>> Start Source material
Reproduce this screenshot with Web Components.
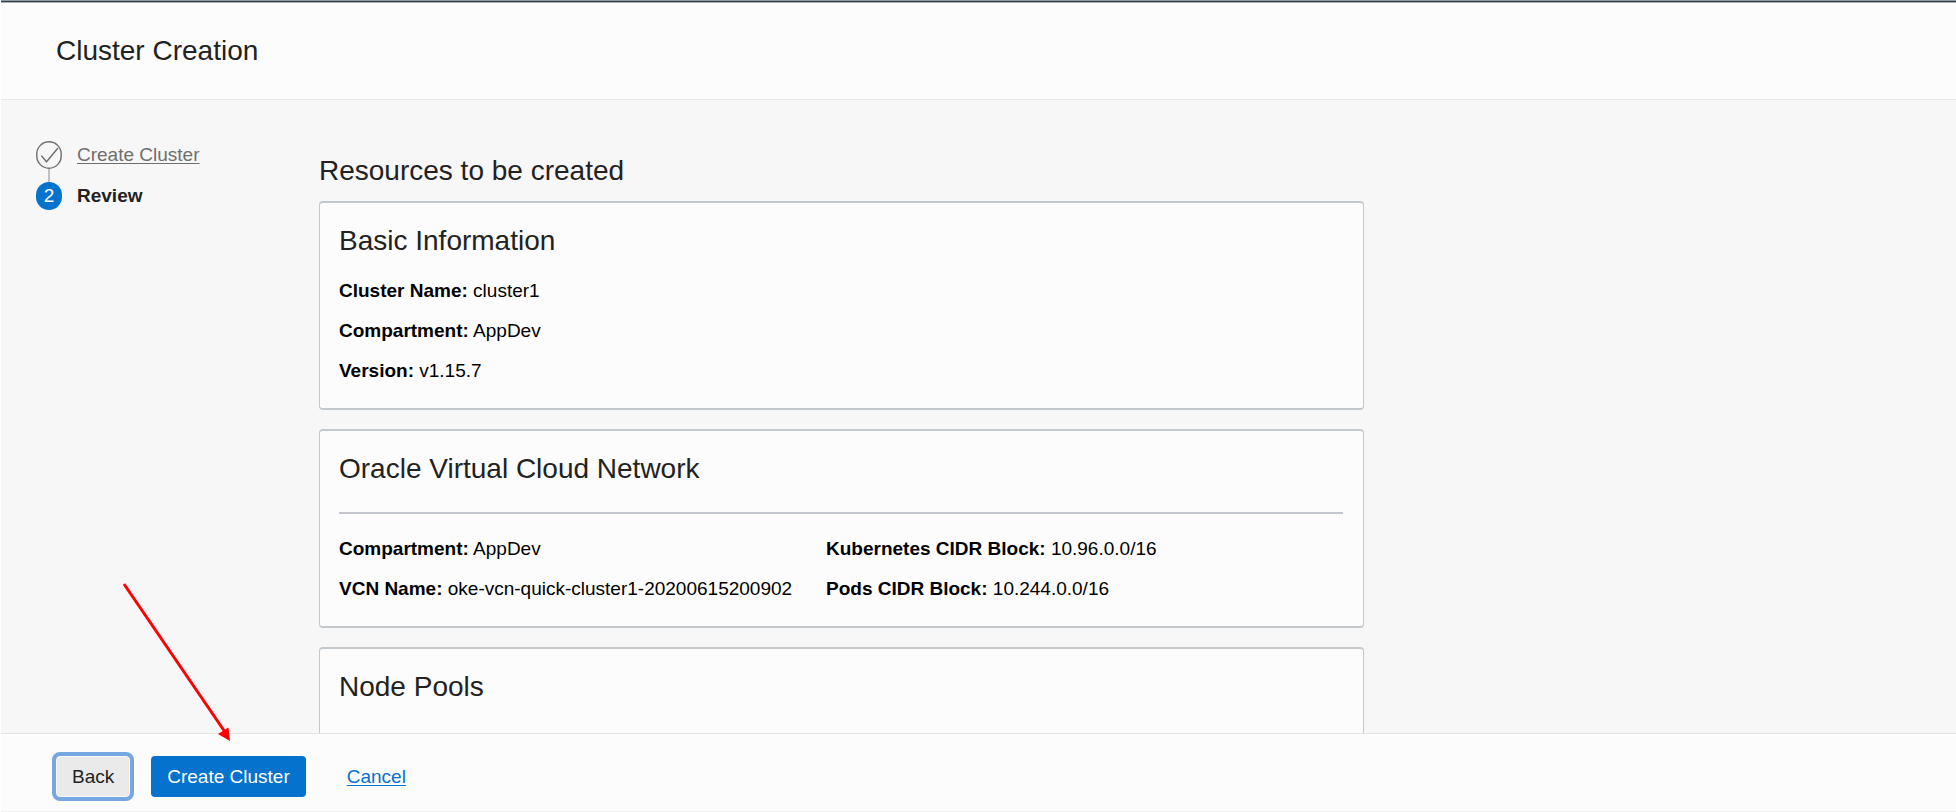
<!DOCTYPE html>
<html lang="en">
<head>
<meta charset="utf-8">
<title>Cluster Creation</title>
<style>
  html, body { margin: 0; height: 100%; }
  body {
    font-family: "Liberation Sans", Arial, sans-serif;
    font-size: 19px;
    line-height: 24px;
    color: #222;
    background: #f7f7f7;
  }
</style>
</head>
<body>
<cluster-wizard>
  <wizard-steps slot="steps">
    <wizard-step state="done" label="Create Cluster"></wizard-step>
    <wizard-step state="current" number="2" label="Review"></wizard-step>
  </wizard-steps>
  <review-card heading="Basic Information">
    <review-field label="Cluster Name:">cluster1</review-field>
    <review-field label="Compartment:">AppDev</review-field>
    <review-field label="Version:">v1.15.7</review-field>
  </review-card>
  <review-card heading="Oracle Virtual Cloud Network" split>
    <review-field label="Compartment:">AppDev</review-field>
    <review-field label="Kubernetes CIDR Block:">10.96.0.0/16</review-field>
    <review-field label="VCN Name:">oke-vcn-quick-cluster1-20200615200902</review-field>
    <review-field label="Pods CIDR Block:">10.244.0.0/16</review-field>
  </review-card>
  <review-card heading="Node Pools"></review-card>
  <wizard-actions slot="actions"></wizard-actions>
  <pointer-arrow slot="overlay"></pointer-arrow>
</cluster-wizard>

<script>
  const define = (name, markup, setup) => {
    const template = document.createElement('template');
    template.innerHTML = markup;
    customElements.define(name, class extends HTMLElement {
      constructor() {
        super();
        this.attachShadow({ mode: 'open' }).append(template.content.cloneNode(true));
      }
      connectedCallback() { if (setup) setup(this, this.shadowRoot); }
    });
  };

  define('cluster-wizard', `
    <style>
      :host {
        display: flex; flex-direction: column; position: relative;
        height: 100vh; box-sizing: border-box; overflow: hidden;
        border-left: 1px solid #fff; border-bottom: 1px solid #efefef;
      }
      header {
        flex: none; padding: 34px 55px 32px; background: #fcfcfc;
        box-shadow: inset 0 1px #8e9a9b, inset 0 2px #343d50, inset 0 3px #a9afb6, inset 0 -1px #e5e7e8;
      }
      h1, h2 { margin: 0; font-size: 28px; line-height: 34px; font-weight: 400; }
      .body { flex: 1; min-height: 0; display: grid; grid-template-columns: 318px minmax(0, 1fr); overflow: hidden; }
      main { padding: 54px 20px 0 0; display: flex; flex-direction: column; gap: 19px; max-width: 1045px; }
      h2 { margin-bottom: -6px; }
    </style>
    <header><h1>Cluster Creation</h1></header>
    <div class="body">
      <slot name="steps"></slot>
      <main><h2>Resources to be created</h2><slot></slot></main>
    </div>
    <slot name="actions"></slot>
    <slot name="overlay"></slot>
  `);

  define('wizard-steps', `
    <style>
      :host { display: block; padding: 41px 0 0 35px; }
      nav { display: flex; flex-direction: column; }
    </style>
    <nav aria-label="Steps"><slot></slot></nav>
  `);

  define('wizard-step', `
    <style>
      :host { display: flex; align-items: flex-start; gap: 15px; }
      svg { display: block; flex: none; }
      a, strong { line-height: 28px; }
      a { color: #6f6f6f; text-decoration-thickness: 1px; text-underline-offset: 2px; }
      .badge {
        display: grid; place-items: center; width: 26px; height: 28px; border-radius: 13px;
        background: #0572ce; color: #fff; font-size: 19px;
      }
      :host([state="done"]) .current, :host([state="current"]) .done { display: none; }
    </style>
    <svg class="done" width="26" height="41" viewBox="0 0 26 41" fill="none" stroke="#6f6f6f" aria-hidden="true">
      <rect x=".8" y=".8" width="24.4" height="26.4" rx="12.2" stroke-width="1.4"/>
      <path d="M5.3 14.6l5.2 6.2L22 7" stroke-width="1.4"/>
      <path d="M13 28v13" stroke="#8a8a8a"/>
    </svg>
    <a class="done" href="#create"></a>
    <span class="badge current"></span>
    <strong class="current"></strong>
  `, (host, root) => {
    root.querySelector(host.getAttribute('state') === 'done' ? 'a' : 'strong').textContent = host.getAttribute('label');
    root.querySelector('.badge').textContent = host.getAttribute('number') || '';
  });

  define('review-card', `
    <style>
      :host {
        display: block; padding: 21px 20px 17px 19px; background: #fcfcfc;
        border: solid #c3c8cd; border-width: 2px 1px; border-radius: 4px;
      }
      h3 { margin: 0 0 13px; font-size: 28px; line-height: 34px; font-weight: 400; }
      .fields { display: grid; grid-auto-rows: 40px; align-items: center; color: #000; }
      :host([split]) h3 { margin-bottom: 15px; padding-bottom: 26px; border-bottom: 2px solid #c3c6cd; }
      :host([split]) .fields { grid-template-columns: 487px minmax(0, 1fr); }
    </style>
    <h3></h3>
    <div class="fields"><slot></slot></div>
  `, (host, root) => { root.querySelector('h3').textContent = host.getAttribute('heading'); });

  define('review-field', `
    <style>:host { display: block; }</style>
    <b></b> <slot></slot>
  `, (host, root) => { root.querySelector('b').textContent = host.getAttribute('label'); });

  define('wizard-actions', `
    <style>
      :host {
        display: flex; flex: none; align-items: center; box-sizing: border-box;
        padding: 22px 55px 14px; background: #fcfcfc; border-top: 1px solid #e3e3e3;
      }
      button {
        font: inherit; height: 41px; padding: 0 16px; margin: 0;
        border: 0; border-radius: 4px; color: #fff; background: #0572ce;
      }
      .back {
        color: #222; background: #eaeaea; border: 1px solid #f8f8f8; padding: 0 15px;
        box-shadow: 0 0 0 4px #77a7e2;
      }
      .create { margin-left: 21px; }
      a { margin-left: 41px; color: #0572ce; text-decoration-thickness: 1px; text-underline-offset: 2px; }
    </style>
    <button class="back" type="button">Back</button>
    <button class="create" type="button">Create Cluster</button>
    <a href="#cancel">Cancel</a>
  `);

  define('pointer-arrow', `
    <style>
      :host { position: absolute; left: 118px; bottom: 65px; pointer-events: none; }
      svg { display: block; }
    </style>
    <svg width="120" height="166" viewBox="0 0 120 166" aria-hidden="true">
      <path d="M5 4l101 148" stroke="#f00" stroke-width="3"/>
      <path d="M111 161l-12-7 10.500-6.500z" fill="#f00"/>
    </svg>
  `);
</script>
</body>
</html>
>> End Source material
Transcribe each line above verbatim, with the pictures left out.

Exercise answer:
Reproduce this screenshot with Web Components.
<!DOCTYPE html>
<html lang="en">
<head>
<meta charset="utf-8">
<title>Cluster Creation</title>
<style>
  html, body { margin: 0; height: 100%; }
  body {
    font-family: "Liberation Sans", Arial, sans-serif;
    font-size: 19px;
    line-height: 24px;
    color: #222;
    background: #f7f7f7;
  }
</style>
</head>
<body>
<cluster-wizard>
  <wizard-steps slot="steps">
    <wizard-step state="done" label="Create Cluster"></wizard-step>
    <wizard-step state="current" number="2" label="Review"></wizard-step>
  </wizard-steps>
  <review-card heading="Basic Information">
    <review-field label="Cluster Name:">cluster1</review-field>
    <review-field label="Compartment:">AppDev</review-field>
    <review-field label="Version:">v1.15.7</review-field>
  </review-card>
  <review-card heading="Oracle Virtual Cloud Network" split>
    <review-field label="Compartment:">AppDev</review-field>
    <review-field label="Kubernetes CIDR Block:">10.96.0.0/16</review-field>
    <review-field label="VCN Name:">oke-vcn-quick-cluster1-20200615200902</review-field>
    <review-field label="Pods CIDR Block:">10.244.0.0/16</review-field>
  </review-card>
  <review-card heading="Node Pools"></review-card>
  <wizard-actions slot="actions"></wizard-actions>
  <pointer-arrow slot="overlay"></pointer-arrow>
</cluster-wizard>

<script>
  const define = (name, markup, setup) => {
    const template = document.createElement('template');
    template.innerHTML = markup;
    customElements.define(name, class extends HTMLElement {
      constructor() {
        super();
        this.attachShadow({ mode: 'open' }).append(template.content.cloneNode(true));
      }
      connectedCallback() { if (setup) setup(this, this.shadowRoot); }
    });
  };

  define('cluster-wizard', `
    <style>
      :host {
        display: flex; flex-direction: column; position: relative;
        height: 100vh; box-sizing: border-box; overflow: hidden;
        border-left: 1px solid #fff; border-bottom: 1px solid #efefef;
      }
      header {
        flex: none; padding: 34px 55px 32px; background: #fcfcfc;
        box-shadow: inset 0 1px #8e9a9b, inset 0 2px #343d50, inset 0 3px #a9afb6, inset 0 -1px #e5e7e8;
      }
      h1, h2 { margin: 0; font-size: 28px; line-height: 34px; font-weight: 400; }
      .body { flex: 1; min-height: 0; display: grid; grid-template-columns: 318px minmax(0, 1fr); overflow: hidden; }
      main { padding: 54px 20px 0 0; display: flex; flex-direction: column; gap: 19px; max-width: 1045px; }
      h2 { margin-bottom: -6px; }
    </style>
    <header><h1>Cluster Creation</h1></header>
    <div class="body">
      <slot name="steps"></slot>
      <main><h2>Resources to be created</h2><slot></slot></main>
    </div>
    <slot name="actions"></slot>
    <slot name="overlay"></slot>
  `);

  define('wizard-steps', `
    <style>
      :host { display: block; padding: 41px 0 0 35px; }
      nav { display: flex; flex-direction: column; }
    </style>
    <nav aria-label="Steps"><slot></slot></nav>
  `);

  define('wizard-step', `
    <style>
      :host { display: flex; align-items: flex-start; gap: 15px; }
      svg { display: block; flex: none; }
      a, strong { line-height: 28px; }
      a { color: #6f6f6f; text-decoration-thickness: 1px; text-underline-offset: 2px; }
      .badge {
        display: grid; place-items: center; width: 26px; height: 28px; border-radius: 13px;
        background: #0572ce; color: #fff; font-size: 19px;
      }
      :host([state="done"]) .current, :host([state="current"]) .done { display: none; }
    </style>
    <svg class="done" width="26" height="41" viewBox="0 0 26 41" fill="none" stroke="#6f6f6f" aria-hidden="true">
      <rect x=".8" y=".8" width="24.4" height="26.4" rx="12.2" stroke-width="1.4"/>
      <path d="M5.3 14.6l5.2 6.2L22 7" stroke-width="1.4"/>
      <path d="M13 28v13" stroke="#8a8a8a"/>
    </svg>
    <a class="done" href="#create"></a>
    <span class="badge current"></span>
    <strong class="current"></strong>
  `, (host, root) => {
    root.querySelector(host.getAttribute('state') === 'done' ? 'a' : 'strong').textContent = host.getAttribute('label');
    root.querySelector('.badge').textContent = host.getAttribute('number') || '';
  });

  define('review-card', `
    <style>
      :host {
        display: block; padding: 21px 20px 17px 19px; background: #fcfcfc;
        border: solid #c3c8cd; border-width: 2px 1px; border-radius: 4px;
      }
      h3 { margin: 0 0 13px; font-size: 28px; line-height: 34px; font-weight: 400; }
      .fields { display: grid; grid-auto-rows: 40px; align-items: center; color: #000; }
      :host([split]) h3 { margin-bottom: 15px; padding-bottom: 26px; border-bottom: 2px solid #c3c6cd; }
      :host([split]) .fields { grid-template-columns: 487px minmax(0, 1fr); }
    </style>
    <h3></h3>
    <div class="fields"><slot></slot></div>
  `, (host, root) => { root.querySelector('h3').textContent = host.getAttribute('heading'); });

  define('review-field', `
    <style>:host { display: block; }</style>
    <b></b> <slot></slot>
  `, (host, root) => { root.querySelector('b').textContent = host.getAttribute('label'); });

  define('wizard-actions', `
    <style>
      :host {
        display: flex; flex: none; align-items: center; box-sizing: border-box;
        padding: 22px 55px 14px; background: #fcfcfc; border-top: 1px solid #e3e3e3;
      }
      button {
        font: inherit; height: 41px; padding: 0 16px; margin: 0;
        border: 0; border-radius: 4px; color: #fff; background: #0572ce;
      }
      .back {
        color: #222; background: #eaeaea; border: 1px solid #f8f8f8; padding: 0 15px;
        box-shadow: 0 0 0 4px #77a7e2;
      }
      .create { margin-left: 21px; }
      a { margin-left: 41px; color: #0572ce; text-decoration-thickness: 1px; text-underline-offset: 2px; }
    </style>
    <button class="back" type="button">Back</button>
    <button class="create" type="button">Create Cluster</button>
    <a href="#cancel">Cancel</a>
  `);

  define('pointer-arrow', `
    <style>
      :host { position: absolute; left: 118px; bottom: 65px; pointer-events: none; }
      svg { display: block; }
    </style>
    <svg width="120" height="166" viewBox="0 0 120 166" aria-hidden="true">
      <path d="M5 4l101 148" stroke="#f00" stroke-width="3"/>
      <path d="M111 161l-12-7 10.500-6.500z" fill="#f00"/>
    </svg>
  `);
</script>
</body>
</html>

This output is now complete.